One of the great strengths of KOG is the elevated caliber of all employees. One of my first exposures to KOG employees was at a noon Rotary meeting where Cindy Locke, Manager of Retail Operations, gave an overall review of KOG. After the first two minutes she had my undivided attention. Cindy transported me into the world of glass manufacturing, and I was transfixed for the full 30 minutes. Presentations have been a way of life for me in years past, but this was one of the most professional presentations I have ever witnessed. My reaction was, this manager "gets it." From Carrie Hall who works in the OPS Shop, to Mark Jennings, artisan whose talent knows no bounds, and all other KOG employees, associates and artisans in the Hot Glass Studio, success of KOG is essential. KOG is in good hands.

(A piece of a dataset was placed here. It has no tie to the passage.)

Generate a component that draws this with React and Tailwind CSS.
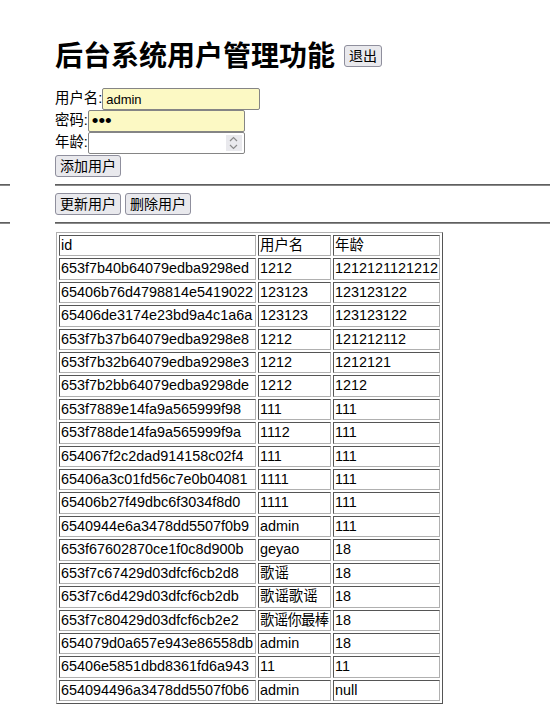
import React from "react";

const rows = [
  ["653f7b40b64079edba9298ed", "1212", "1212121121212"],
  ["65406b76d4798814e5419022", "123123", "123123122"],
  ["65406de3174e23bd9a4c1a6a", "123123", "123123122"],
  ["653f7b37b64079edba9298e8", "1212", "121212112"],
  ["653f7b32b64079edba9298e3", "1212", "1212121"],
  ["653f7b2bb64079edba9298de", "1212", "1212"],
  ["653f7889e14fa9a565999f98", "111", "111"],
  ["653f788de14fa9a565999f9a", "1112", "111"],
  ["654067f2c2dad914158c02f4", "111", "111"],
  ["65406a3c01fd56c7e0b04081", "1111", "111"],
  ["65406b27f49dbc6f3034f8d0", "1111", "111"],
  ["6540944e6a3478dd5507f0b9", "admin", "111"],
  ["653f67602870ce1f0c8d900b", "geyao", "18"],
  ["653f7c67429d03dfcf6cb2d8", "歌谣", "18"],
  ["653f7c6d429d03dfcf6cb2db", "歌谣歌谣", "18"],
  ["653f7c80429d03dfcf6cb2e2", "歌谣你最棒", "18"],
  ["654079d0a657e943e86558db", "admin", "18"],
  ["65406e5851dbd8361fd6a943", "11", "11"],
  ["654094496a3478dd5507f0b6", "admin", "null"],
];

const font = { fontFamily: '"Liberation Sans", Arial, "Noto Sans CJK SC", sans-serif' };

function Btn({ children, className = "" }) {
  return (
    <button
      className={
        "h-[22px] px-[4px] bg-[#e9e9ed] border border-[#8f8f9d] rounded-[3px] text-[14px] leading-[18px] text-black " +
        className
      }
    >
      {children}
    </button>
  );
}

function Hr() {
  return (
    <div className="flex items-start">
      <div className="w-[10px] h-[2px] border-t border-b border-t-[#5f5f5f] border-b-[#8a8a8a]" />
      <div className="w-[45px]" />
      <div className="flex-1 h-[2px] border-t border-b border-t-[#5f5f5f] border-b-[#8a8a8a]" />
    </div>
  );
}

const td = "border border-t-[#555] border-l-[#555] border-b-[#b0b0b0] border-r-[#b0b0b0] px-[1px] py-[1px] text-left font-normal whitespace-nowrap overflow-hidden align-middle";
const tdTight = td + " tracking-[-0.7px]";

export default function App() {
  return (
    <div className="w-[550px] h-[717px] bg-white text-black overflow-hidden" style={font}>
      <div className="pt-[34px]">
        <div className="pl-[55px] flex items-center h-[40px]">
          <h1 className="text-[28px] font-bold leading-[40px]" style={{ fontFamily: '"Noto Sans CJK SC", sans-serif' }}>
            后台系统用户管理功能
          </h1>
          <Btn className="ml-[9px] mt-[4px] w-[38px] px-0">退出</Btn>
        </div>
        <div className="pl-[55px] mt-[14px] text-[14.4px]">
          <div className="flex items-center h-[22px]">
            <span>用户名:</span>
            <input
              readOnly
              value="admin"
              className="w-[158px] h-[22px] border border-[#858585] rounded-[2px] bg-[#fcf9c4] px-[3px] text-[13px] outline-none"
            />
          </div>
          <div className="flex items-center h-[22px]">
            <span>密码:</span>
            <input
              readOnly
              type="password"
              value="123"
              className="w-[157px] h-[22px] border border-[#858585] rounded-[2px] bg-[#fcf9c4] px-[3px] text-[19px] leading-[20px] outline-none"
            />
          </div>
          <div className="flex items-center h-[22px]">
            <span>年龄:</span>
            <div className="relative w-[157px] h-[22px] border border-[#858585] rounded-[2px] bg-white">
              <div className="absolute right-[2px] top-[2px] w-[16px] h-[16px] bg-[#e9e9ed] flex items-center justify-center">
                <svg width="9" height="14" viewBox="0 0 9 14" fill="none" stroke="#8a8a8a" strokeWidth="1.2">
                  <path d="M1 5 L4.5 1.5 L8 5" />
                  <path d="M1 9 L4.5 12.5 L8 9" />
                </svg>
              </div>
            </div>
          </div>
          <div className="h-[23px] flex items-center">
            <Btn>添加用户</Btn>
          </div>
        </div>
        <div className="mt-[7px]">
          <Hr />
        </div>
        <div className="pl-[55px] mt-[7px] flex gap-[4px]">
          <Btn>更新用户</Btn>
          <Btn>删除用户</Btn>
        </div>
        <div className="mt-[7px]">
          <Hr />
        </div>
        <div className="pl-[56px] mt-[8px]">
          <table
            className="table-fixed w-[387px] border-separate border border-t-[#b0b0b0] border-l-[#b0b0b0] border-b-[#555] border-r-[#555] text-[14.4px] leading-[17.4px]"
            style={{ borderSpacing: "2px" }}
          >
            <thead>
              <tr>
                <th className={td + " w-[197px]"}>id</th>
                <th className={td + " w-[73px]"}>用户名</th>
                <th className={td + " w-[107px]"}>年龄</th>
              </tr>
            </thead>
            <tbody>
              {rows.map((r) => (
                <tr key={r[0]}>
                  <td className={td}>{r[0]}</td>
                  <td className={r[1].length === 5 && /[^\x00-\x7f]/.test(r[1]) ? tdTight : td}>{r[1]}</td>
                  <td className={td}>{r[2]}</td>
                </tr>
              ))}
            </tbody>
          </table>
        </div>
      </div>
    </div>
  );
}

Kokomo Opalescent Glass has prospered despite the lack of support and recognition from the various economic development organizations of Kokomo and Howard County. However, KOG received the prestigious Century Business Award from Governor Mitch Daniels and the state of Indiana, for "Outstanding Contributions to the Economic Growth and Prosperity of Indiana."

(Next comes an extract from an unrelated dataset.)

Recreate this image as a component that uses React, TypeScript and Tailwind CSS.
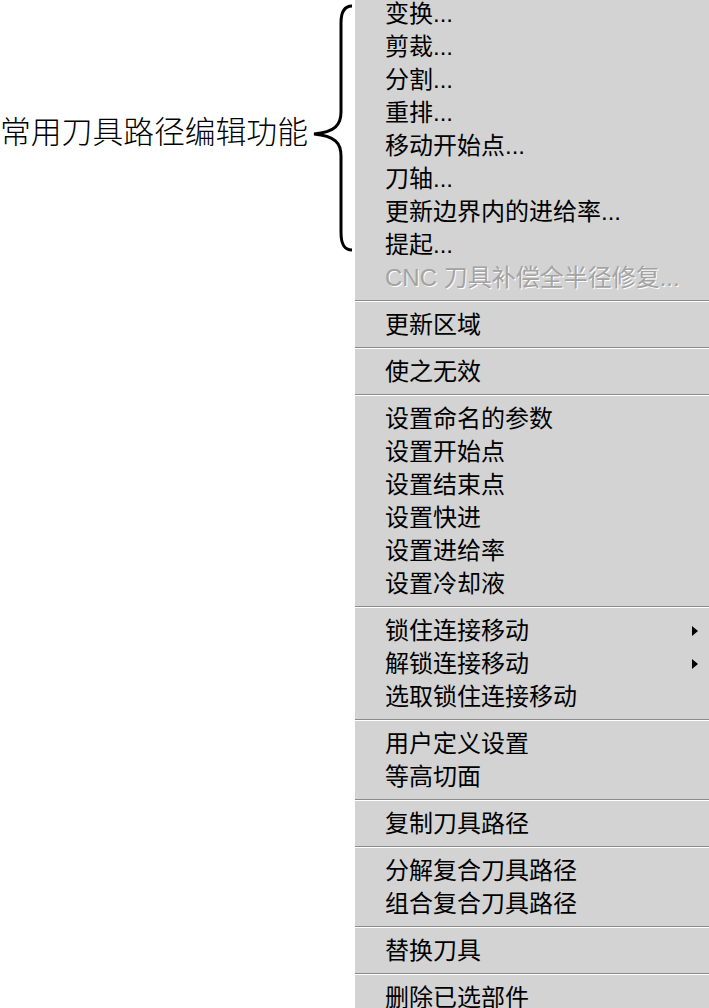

KOG is another of those economic jewels that exist in Kokomo and Howard County. The company is the essence of international trade with customers all over the world. On one of my visits I observed 20 crates of art glass that was packaged for shipment to Japan. On every crate was emblazoned, "MADE IN THE USA." KOG should receive the same economic care and nourishment as the Chrysler´s and Delphi´s of the world. Just because KOG flies under the radar screen of city and county government, local economic development agencies, and even the citizenry of our community, KOG is an integral part of the business community, and should be treated as such.

To have a totally satisfying experience, visit Kokomo Opalescent Glass for one of their guided tours. The tours start on Wednesday and Friday mornings in the OP Shop and this is where the fun begins and ends. If you are a true glass lover, bring your wallet. Chances are you cannot leave without purchasing one of the many art objects created by the talented artisans of KOG.

To sum up, Kokomo Opalescent Glass is an essential economic member of our community, an international exporter of American goods, a good corporate citizen, and the company, Kokomo Opalescent Glass, belongs to us, the citizens of Kokomo and Howard County. We are so lucky to have a company 125 years old, existing and prospering in our community.